Now that we have established these terms, we return to our question: does prima scriptura inevitably lead one to follow sola scriptura or sola ecclesia? Long ago I made this chart to try to explain this further:
The line of thinking is this: you start out with the presupposition of Prima Scriptura. So far so good. Now let’s say you bring in a tradition, doctrine or belief. Do we have a question regarding its validity? If no, there is nothing to worry about. Some things, such as the existence of a historical Christ or how many disciples there were, may not have any need to be questioned.
Let us say, however, that we have something worth asking a question about. We’ll take, as an example, the teaching of the repose and later bodily assumption of the Virgin Mary (which I’ve touched on in greater detail here). The next question we must ask: is it able to be proven by scripture? In the case of the bodily assumption of Mary, the quick answer is no, it cannot be. The next question must be: is this an issue? If one answers No, for the church has spoken and thus it is so, then they are followers of sola ecclesia, for they are following church authority over scriptural authority. If they answer Yes, and so it cannot be part of our infallible rule of worship or faith, then they are following sola scriptura, for they are appealing to the authority of scripture.

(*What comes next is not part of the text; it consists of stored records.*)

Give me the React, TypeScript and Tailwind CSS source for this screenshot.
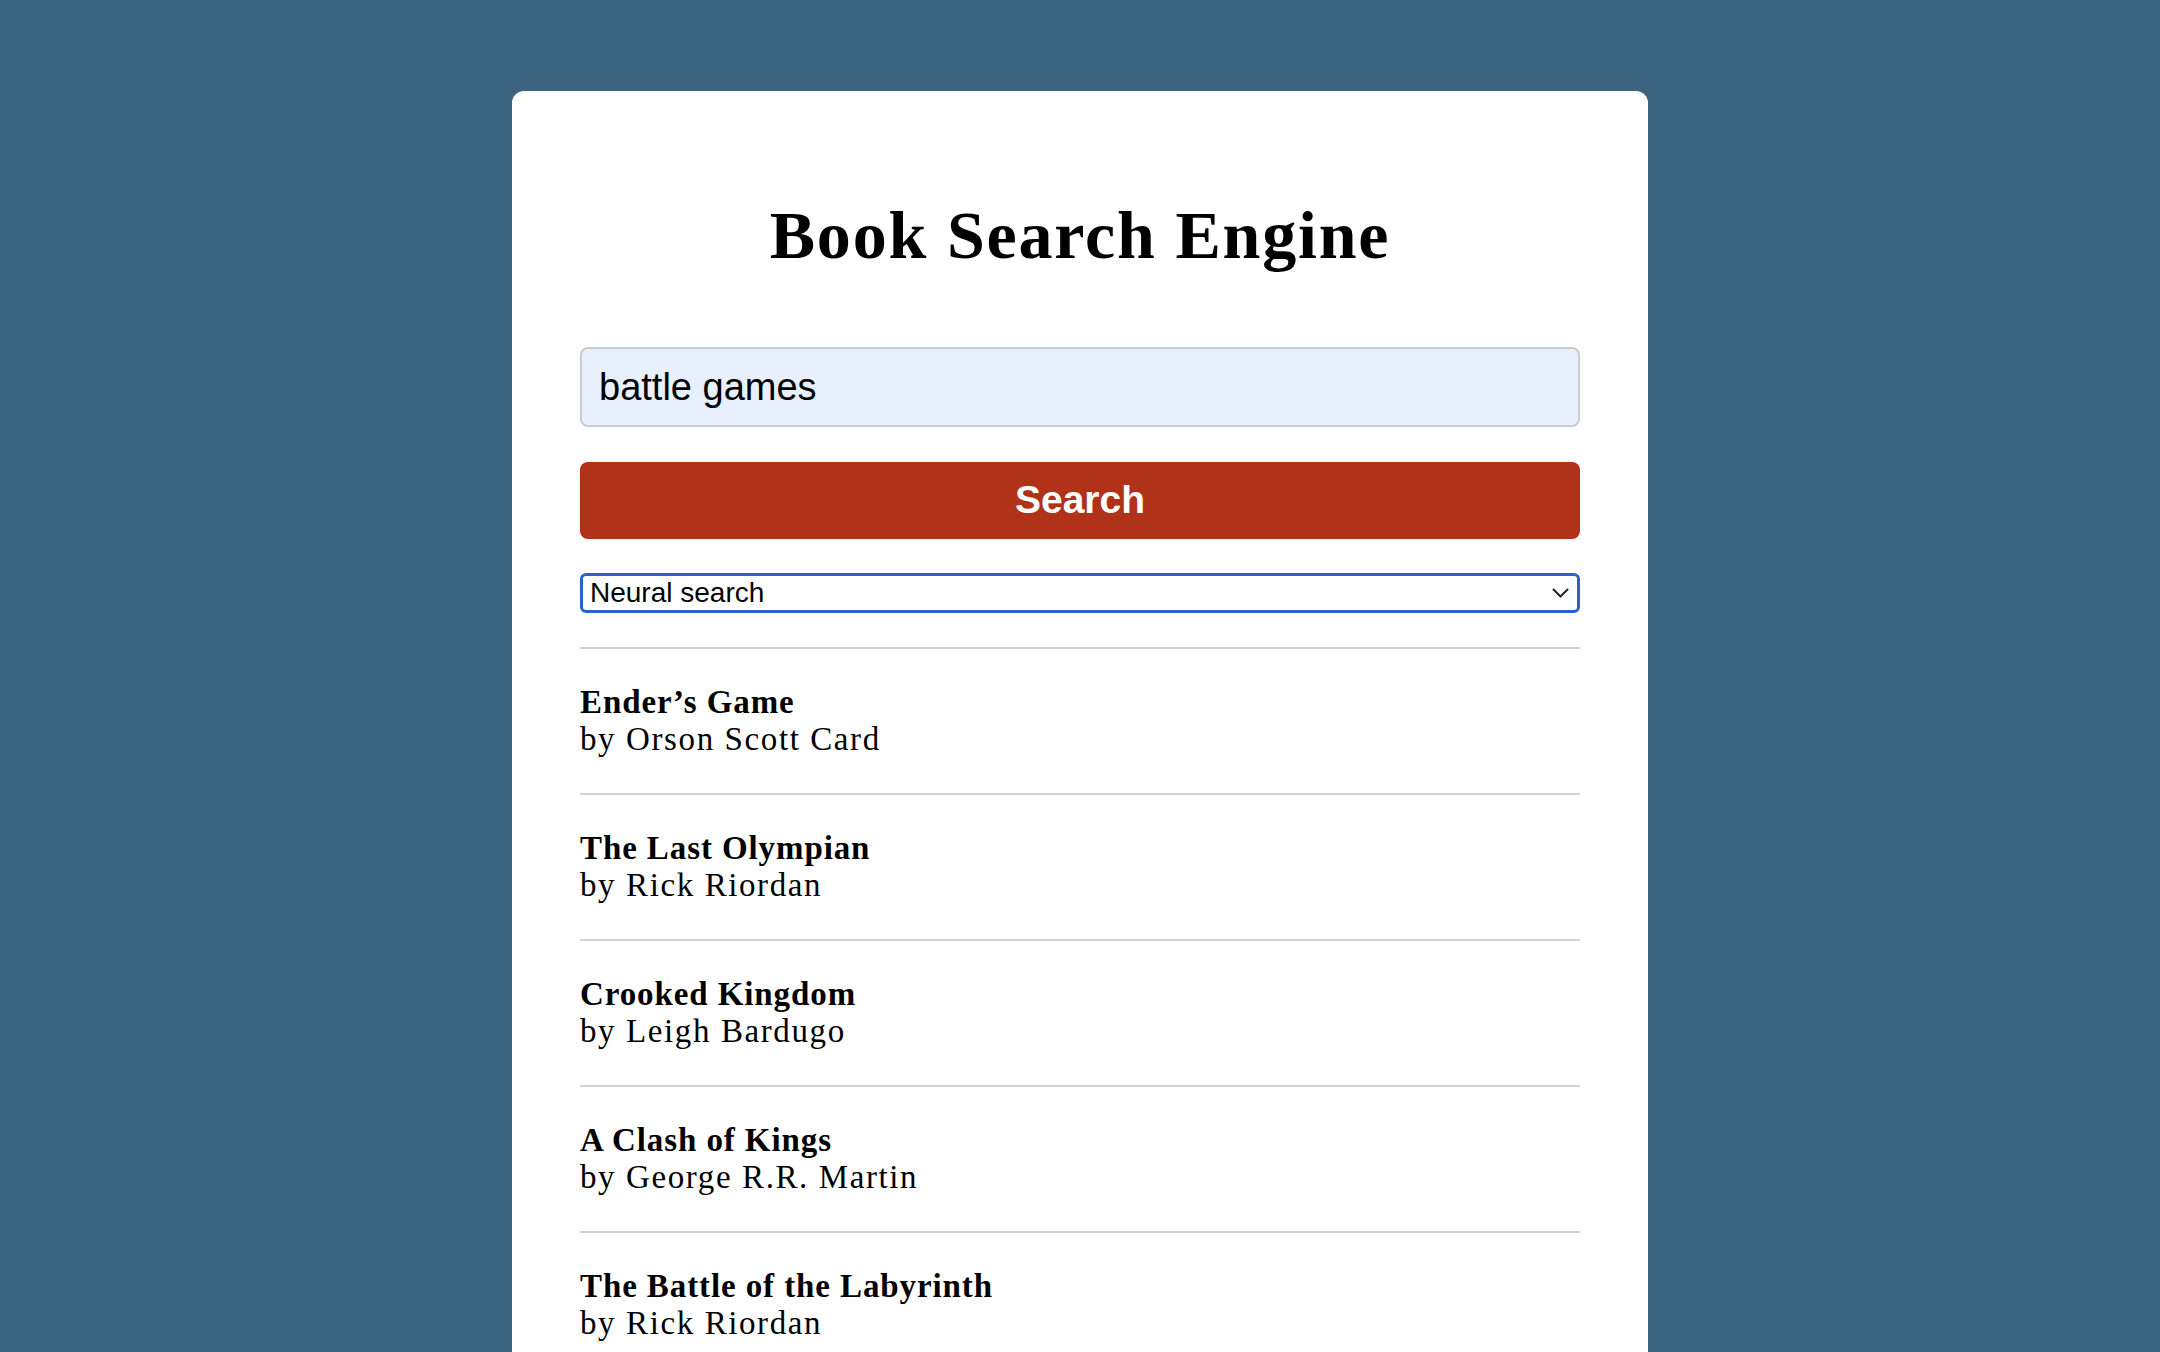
import React from 'react';

const BOOKS = [
  { title: 'Ender’s Game', author: 'Orson Scott Card' },
  { title: 'The Last Olympian', author: 'Rick Riordan' },
  { title: 'Crooked Kingdom', author: 'Leigh Bardugo' },
  { title: 'A Clash of Kings', author: 'George R.R. Martin' },
  { title: 'The Battle of the Labyrinth', author: 'Rick Riordan' },
  { title: 'Percy Jackson and the Lightning Thief', author: 'Rick Riordan' },
];

const App: React.FC = () => {
  return (
    <div className="min-h-screen bg-[#3c6480] pt-[91px] font-['Liberation_Serif',serif]">
      {/* card */}
      <div className="mx-auto w-[1136px] rounded-[12px] bg-white px-[68px] pt-[110px] pb-[60px]">
        <h1 className="text-center text-[68px] leading-none font-bold tracking-[1.8px] text-black">
          Book Search Engine
        </h1>

        {/* search form */}
        <div className="mt-[78px] flex flex-col">
          <div className="h-[80px] rounded-[8px] border-2 border-[#cccccc] bg-[#e8f0fe] pl-[17px] flex items-center font-['Liberation_Sans',Arial,sans-serif] text-[38px] text-black">
            battle games
          </div>
          <button className="mt-[35px] h-[77px] w-full rounded-[8px] bg-[#b03219] font-['Liberation_Sans',Arial,sans-serif] text-[39px] font-bold text-white">
            Search
          </button>
          <div className="mt-[34px] h-[40px] rounded-[6px] border-[3px] border-[#2a62c9] pl-[7px] pr-[8px] flex items-center justify-between font-['Liberation_Sans',Arial,sans-serif] text-[28px] text-black">
            <span>Neural search</span>
            <svg width="17" height="10" viewBox="0 0 17 10" fill="none">
              <path d="M1.5 1.5 L8.5 8.5 L15.5 1.5" stroke="#222" strokeWidth="2" strokeLinecap="round" strokeLinejoin="round" />
            </svg>
          </div>
        </div>

        {/* results */}
        <ul className="mt-[34px] border-t-2 border-[#d2d2d2]">
          {BOOKS.map((b) => (
            <li key={b.title} className="border-b-2 border-[#d2d2d2] py-[35px] text-[33px] leading-[37px] text-black">
              <div className="font-bold tracking-[0.9px]">{b.title}</div>
              <div className="tracking-[1.6px]">by {b.author}</div>
            </li>
          ))}
        </ul>
      </div>
    </div>
  );
};

export default App;
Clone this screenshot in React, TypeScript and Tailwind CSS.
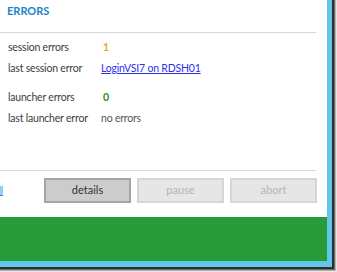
export default function App() {
  return (
    <div className="w-[337px] h-[272px] bg-white flex" style={{ fontFamily: "Lato, 'Noto Sans', sans-serif" }}>
      {/* window shadow layers */}
      <div className="w-[337px] h-[272px] border-r border-b border-[#e6e6e6] flex">
        <div className="flex-1 border-r border-b border-[#b4b4b4] flex">
          <div className="flex-1 border-r border-b border-[#6a6a6a] flex">
            <div className="flex-1 border-r-2 border-b-2 border-[#2e2e2e] flex">
              <div className="flex-1 border-r-[5px] border-b-[6px] border-[#62c6e8] flex flex-col">
                <div className="flex-1 bg-white flex flex-col text-[10.5px] tracking-[-0.2px] text-[#3c3c3c]">
                  <div className="h-[32px] pl-[7px] pt-[4px] text-[11px] tracking-normal font-bold text-[#1c84c4] leading-[14px]">
                    ERRORS
                  </div>
                  <div className="h-px bg-[#d6d6d6] mr-[11px]" />
                  <div className="pt-[4px] pl-[8px]">
                    <div className="flex h-[21px] items-center">
                      <span className="w-[93px]">session errors</span>
                      <span className="text-[#f2a124] font-bold pl-[2px]">1</span>
                    </div>
                    <div className="flex h-[21px] items-center">
                      <span className="w-[93px]">last session error</span>
                      <span className="text-[#3030ee] underline">LoginVSI7 on RDSH01</span>
                    </div>
                    <div className="flex h-[21px] items-center mt-[8px]">
                      <span className="w-[93px]">launcher errors</span>
                      <span className="text-[#2f8a23] font-bold pl-[2px]">0</span>
                    </div>
                    <div className="flex h-[21px] items-center">
                      <span className="w-[93px]">last launcher error</span>
                      <span className="text-[#555]">no errors</span>
                    </div>
                  </div>
                  <div className="h-px bg-[#d6d6d6] mr-[11px] mt-[41px]" />
                  <div className="flex items-center mt-[7px] pr-[10px]">
                    <div className="w-[3px] h-[10px] flex flex-col">
                      <div className="flex-1 bg-[#8fd0f6]" />
                      <div className="h-[1px] bg-[#7a5cf0]" />
                    </div>
                    <div className="flex-1" />
                    <div className="flex gap-[6px] text-[11px] tracking-normal">
                      <div className="w-[87px] h-[25px] bg-[#cccccc] border-2 border-[#a6a6a6] flex items-center justify-center text-[#333]">
                        details
                      </div>
                      <div className="w-[87px] h-[25px] bg-[#e6e6e6] border-2 border-[#d6d6d6] flex items-center justify-center text-[#b4b4b4]">
                        pause
                      </div>
                      <div className="w-[87px] h-[25px] bg-[#e6e6e6] border-2 border-[#d6d6d6] flex items-center justify-center text-[#b4b4b4]">
                        abort
                      </div>
                    </div>
                  </div>
                  <div className="flex-1" />
                  <div className="h-[44px] bg-[#289a3a]" />
                </div>
              </div>
            </div>
          </div>
        </div>
      </div>
    </div>
  );
}
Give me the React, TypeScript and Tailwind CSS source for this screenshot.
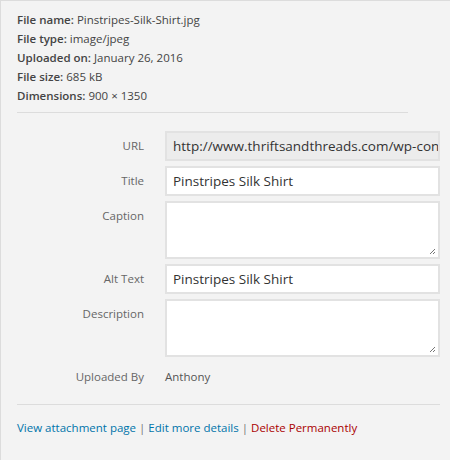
const meta: [string, string][] = [
  ["File name:", "Pinstripes-Silk-Shirt.jpg"],
  ["File type:", "image/jpeg"],
  ["Uploaded on:", "January 26, 2016"],
  ["File size:", "685 kB"],
  ["Dimensions:", "900 × 1350"],
];

function Label({ children }: { children: React.ReactNode }) {
  return <div className="w-[127px] shrink-0 text-right text-[11.5px] text-[#666] pt-[6px]">{children}</div>;
}

function Grip() {
  return (
    <svg className="absolute right-[2px] bottom-[2px]" width="7" height="7" viewBox="0 0 7 7">
      <path d="M1 6 L6 1 M4 6 L6 4" stroke="#777" strokeWidth="1" />
    </svg>
  );
}

export default function App() {
  return (
    <div
      className="w-[450px] h-[460px] bg-[#f3f3f3] border-l border-t border-[#dcdcdc] text-[#444] overflow-hidden"
      style={{ fontFamily: '"Open Sans", sans-serif' }}
    >
      <div className="pl-4 pr-[10px] pt-[9px]">
        {/* file details */}
        <div className="text-[11.5px] leading-[19px]">
          {meta.map(([k, v]) => (
            <div key={k}>
              <span className="font-semibold">{k}</span> {v}
            </div>
          ))}
        </div>
        <div className="h-px bg-[#dcdcdc] mt-[7px] mr-[32px]" />

        {/* fields */}
        <div className="mt-[18px] flex flex-col gap-[5px]">
          <div className="flex gap-[21px]">
            <Label>URL</Label>
            <div className="flex-1 h-[30px] border-2 border-[#e2e2e2] bg-[#ececec] px-[6px] text-[13.5px] leading-[26px] whitespace-nowrap overflow-hidden text-[#333]">
              http://www.thriftsandthreads.com/wp-content/uploads/2016/01/Pinstripes-Silk-Shirt.jpg
            </div>
          </div>
          <div className="flex gap-[21px]">
            <Label>Title</Label>
            <div className="flex-1 h-[30px] border-2 border-[#e2e2e2] bg-white px-[6px] text-[13.5px] leading-[26px] text-[#333]">
              Pinstripes Silk Shirt
            </div>
          </div>
          <div className="flex gap-[21px]">
            <Label>Caption</Label>
            <div className="relative flex-1 h-[58px] border-2 border-[#e2e2e2] bg-white">
              <Grip />
            </div>
          </div>
          <div className="flex gap-[21px]">
            <Label>Alt Text</Label>
            <div className="flex-1 h-[30px] border-2 border-[#e2e2e2] bg-white px-[6px] text-[13.5px] leading-[26px] text-[#333]">
              Pinstripes Silk Shirt
            </div>
          </div>
          <div className="flex gap-[21px]">
            <Label>Description</Label>
            <div className="relative flex-1 h-[58px] border-2 border-[#e2e2e2] bg-white">
              <Grip />
            </div>
          </div>
          <div className="flex gap-[21px]">
            <Label>Uploaded By</Label>
            <div className="text-[11.5px] pt-[6px] text-[#555]">Anthony</div>
          </div>
        </div>

        <div className="h-px bg-[#dcdcdc] mt-[19px]" />

        <div className="mt-[14px] text-[11.5px]">
          <span className="text-[#0073aa]">View attachment page</span>
          <span className="text-[#777]"> | </span>
          <span className="text-[#0073aa]">Edit more details</span>
          <span className="text-[#777]"> | </span>
          <span className="text-[#a00]">Delete Permanently</span>
        </div>
      </div>
    </div>
  );
}
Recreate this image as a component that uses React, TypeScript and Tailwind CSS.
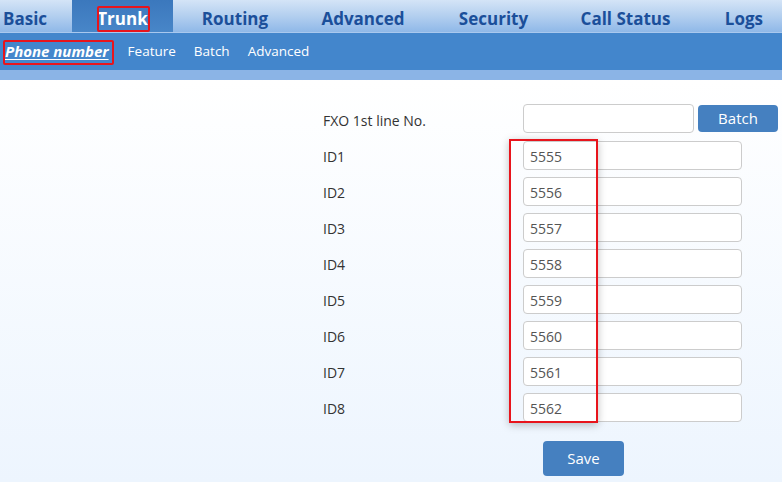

Many might protest this example, because scripture is only silent about the bodily assumption of Mary and not exactly (though somewhat) contrary to it. Therefore, I will move on to another example: the celibacy of the clergy. In Roman Catholicism, priests and bishops are celibate in toto, whereas in Eastern Orthodoxy (and some other forms of Eastern Christianity) priests may be married provided they were married before ordination (after which they must be celibate) while all bishops must be celibate.
Now let us apply this same flow of thinking as before: is this mode of clerical celibacy affirmed by scripture? The answer, again, is no: Paul writes in Titus 1:5-6 that elders (or priests) can be married and have children; Paul likewise writes in 1 Timothy 3:2 that overseers (or bishops) can be married, and even says in verses 4-5 that one sign they are fit for their post is that their family household is in good order. He even records in 1 Corinthians 9:5 that James, Peter and other apostles, most of them considered to be bishops in “apostolic” churches, had wives. Now we must ask how we respond to this in light of the church tradition. If we say This is of no concern, the church has chosen in her prudence to instill this form of celibacy, then we are falling into sola ecclesia. If, however, we say This is of concern, for it contradicts the words of Paul, therefore this tradition must be thrown out, then we are following sola scriptura.
In both these situations, the tradition, belief or doctrine actually overrides the authority of scripture. Though many might protest this and assure us that the church is merely “interpreting” scripture, or that they are just enacting something in the prudence of time, the fact remains that the authority to change this is coming only from the church, and is bypassing the word of God. Even if one were to argue that the church is sourced to God as well, this only invites the problem of God contradicting Himself – first through the infallible words of scripture, then through the infallible council of the church. Infallible sources cannot be contradictory to one another.
This is why when one argues that elevating church authority or the authority of tradition does not negate the primary authority of scripture, they are merely not following this doctrine through to its logical conclusion. If in the end church authority has the final say, even in contradiction to the teachings of scripture, then who has the true authority? I write this not only with Roman Catholics or Eastern Orthodox in mind, but likewise Protestants and even groups such as Mormons and Jehovah’s Witnesses. If your church believes something, and yet you can find nothing in scripture to verify it – in fact it contradicts scripture – and yet you defend it with The church declares it to be, therefore it must be so, how much weight are you then placing upon the scriptures? At this point it is revealed that your church’s authority has the true power, and scripture is simply given a ceremonial nod. Note that I am not arguing for a kind of “ecclesiastical anarchy” here – church authority in and of itself is not bad. However, if we place authority upon the church that supersedes scripture and permits it to contradict scripture, then we have usurped the authority of God’s word. It would be no different than permitting Congress the ability to contradict the Constitution for some superficial reason similar to “both Congress and the Constitution are sourced to the Founding Fathers.”
I exhort any one reading this post to understand the importance of the authority of God’s word. Christ Himself responded to all exhortations from the Pharisees, scribes, lawyers – even the devil himself – by going to the word of God. Evil was met every time with “it is written.” As God said through the prophet Isaiah: “If they do not speak according to this word, it is because they have no dawn” (Isa 8:20). If you encounter anyone or any group which works against the word of God – whether intentional or unintentional – seek to correct them, or, if this proves impossible, depart from them, just as the apostle Paul warned the Roman Christians to turn away from those teaching doctrines contrary to the Gospel (cf. Rom 16:17). Paul was so adamant about preserving the word of God, in fact, that he stated even an apostle or angel of God could be considered anathema for preaching a contrary gospel (Gal 1:8-9). Scripture is our highest authority because it comes from God, and with God we can find no other higher authority.
I write this post not as an immediate call for repentance, but as a chance to ponder on these things. God bless.